Thanks for the great suggestions in this thread so far, it's the feet that really get me. I know I am supposed to somehow tweak my leg upright when my foot is sideways in the crack, it always feels like my knee is about to explode so I take pressure off of it and then use my arms... surely I am doing it wrong, but I haven't learned the right way to use my legs in cracks.

Ryan Nevius · · Perchtoldsdorf, AT · Joined Dec 2010 · Points: 1,837

Watch those videos I posted. They're a good intro to feet.

Ralph Swansen · · Boulder CO · Joined Nov 2012 · Points: 761

Well.

It is simply big toe up and little toe down, as high up as possible on the crack with the knee out to the side so that your lower part of your leg (between the knee and the ankle) are parallel to the floor or close to parallel. jamming the toes/foot in as much a possible then bringing the knee up so that the lower leg is as near vertical as possible. This cams your foot in allowing for you to stand on that foot.

When done correctly on sizes 2-3 it will eventually feel like a ledge you are stepping on, with minimal pain.

you must keep trying and the pain will go away in the toes.

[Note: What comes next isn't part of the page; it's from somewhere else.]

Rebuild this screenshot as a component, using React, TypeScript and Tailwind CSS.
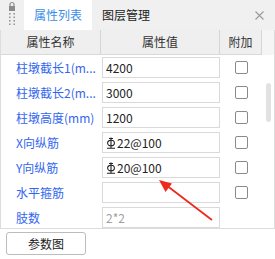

As far as the knee goes, perhaps paying attention to how far your torso is from the wall and adjusting it may help. I think that keeping your ass out may cause more pain while bringing your body close to the wall would be better but that may be different for you. also the height that you initially bring the foot up into the crack may have to be adjusted.

Or maybe you have a knee problem?

Guideline #1: Don't be a jerk.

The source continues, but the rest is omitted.